Refinancing Your Mortgage

General Guidelines

Tradition has it that interest on a new mortgage must be 2% lower than interest on an existing mortgage for refinancing to be favorable. However, do not take the 2% rule as the basis for a final decision. Even if the new mortgage payments are lower, the property must be held long enough to recover closing costs in order to break even.

A complete analysis must include tax bracket, an estimate of the deductible and non-deductible closing costs, repayment penalties (if any) and numerous other factors. It gets even more complicated when two current mortgages exist.
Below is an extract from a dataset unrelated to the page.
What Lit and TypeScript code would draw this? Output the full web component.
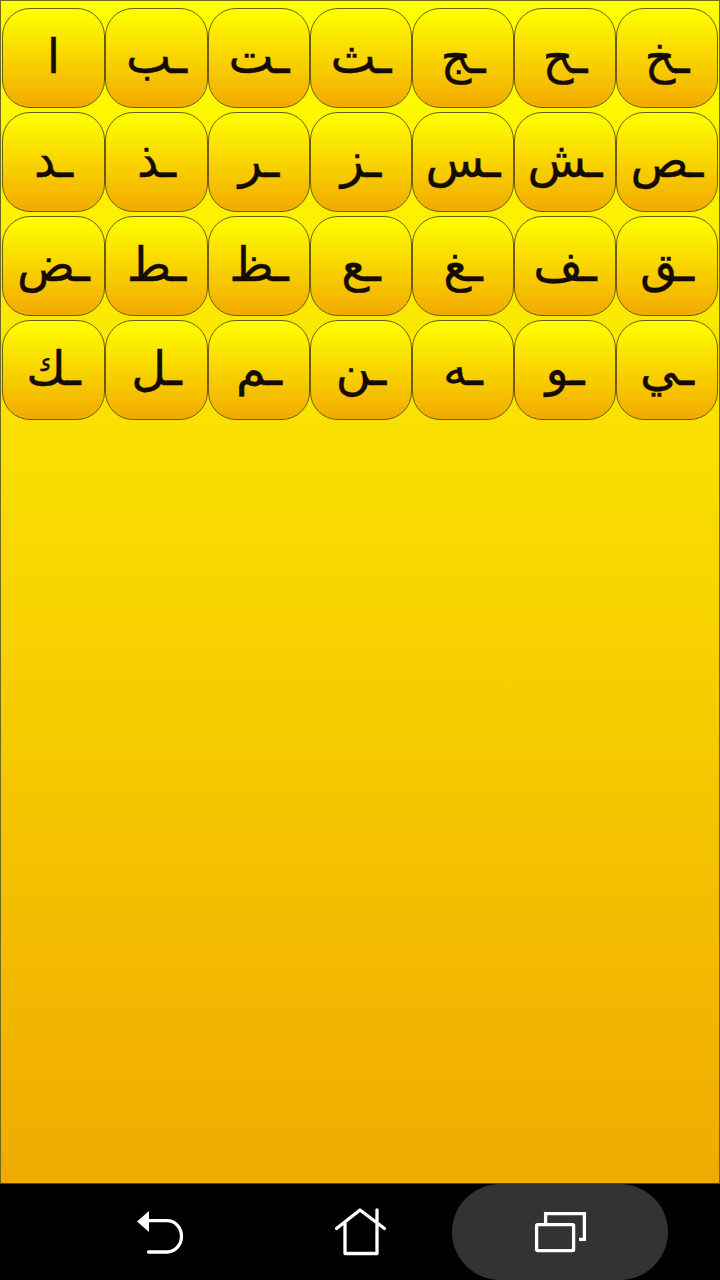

Factors to Consider before Refinancing

  • Number of months the property must be retained to “break even” – in other words, if new mortgage payments are less than the old, how many months after adjustment for tax deductions are required to recoup closing costs.
  • Amount of new mortgage payment
  • Deductible closing costs
  • Non-deductible closing costs
  • Total principal and interest paid during current mortgage
  • Total principal and interest over term of new mortgage
  • Amount of interest saved by refinancing
  • Additional interest required by refinancing
  • Amount to add to payments now to retire mortgage early (compared with cost of refinancing)
  • Interest saved by accelerating payments on current mortgage

Some people may find refinancing their mortgages to be a very attractive move. However, like all financial transactions, there is a need for careful analysis, caution, and reflection first, as well as a consultation with your financial planner.